Friday, November 29, 2002

Lauro Rizzatti, in EEdesign: Gates, lies and common sense. Rizzatti revisits the marketing gates issue.

“Realistically, now there is a simple, practical way to compare the design capacity of two emulation solutions based on the Virtex-II components. By listing type and quantity of Virtex-II devices allocated to mapping the design-under-test, possibly augmented by one or more external memory banks, you can now truthfully and reliably evaluate two or more emulation systems.”

Well that’s not very helpful. Far better is to simply describe a capability vector of total resources. Then you can compare across families and across vendors.

The vector should include (#LUTs, tILO, amt. of each layer of memory hierarchy, external RAM). Thus a system with two XC2V6000-5’s might be

(68 KLUT, 410 ps, 1056 Kb LUT RAM, 2.6 Mb BRAM, ?) * 2 => (135 KLUT, 410 ps, 2 Mb LUT RAM, 5.2 Mb BRAM, ?)

and a system with four EP1S60s might be something like

(57 KLUT, ? ps, 574 M512s, 292 M4096, 6 MegaRAM, ?) * 4 => (228 KLUT, ? ps, 1.1 Mb M512s, 4.6 Mb M4096s, 13.5 Mb MegaRAM, ?).

If your problem domain warrants it, by all means, grow the capability vector to include multiplier resources, embedded processors, high speed serial resources, etc.

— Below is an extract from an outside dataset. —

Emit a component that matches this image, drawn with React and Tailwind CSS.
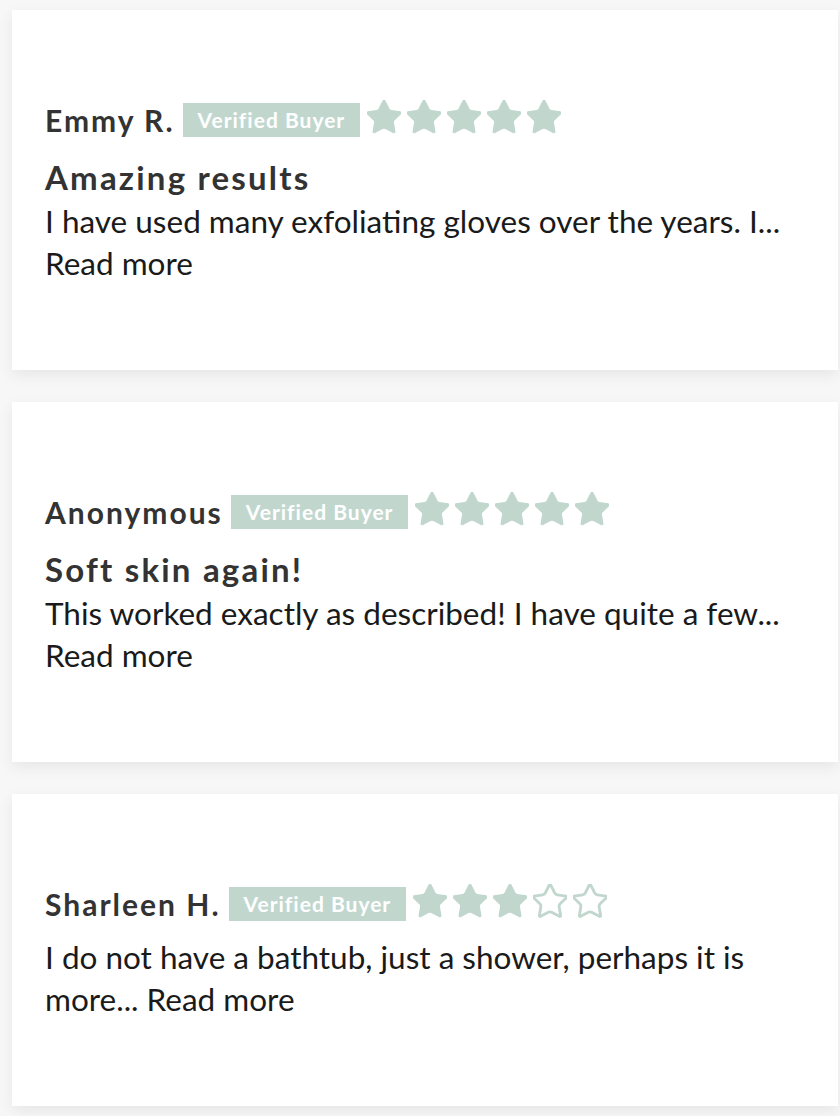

Congratulations to Altera for simply naming their new parts with the most imortant element of this capability vector, KLUTs.

See also these two articles.

Thursday, November 28, 2002

Ch-ch-ch-changes
I have returned full time to the software world; without discussing specifics, my aim is to significantly improve the lives of software developers and software users alike.

Fear not, I anticipate that this site will continue to report upon news, and muse aloud about ideas, in the FPGA CPU and SoC space. However, expect the reports to be more sporadic, and any musings to be less elaborate.

Thanks giving
To my wonderful family, thank you. How happy I am that we are here together to share life’s rich pageant.

Thanks to my friends. I am so fortunate to share friendship with some most excellent kindred spirits who are so generous with their time, regard, insights, kindness, well wishes, and good cheer. Special thanks to those several of you whom I am privileged to count as close friends. Thank you for being one in a thousand.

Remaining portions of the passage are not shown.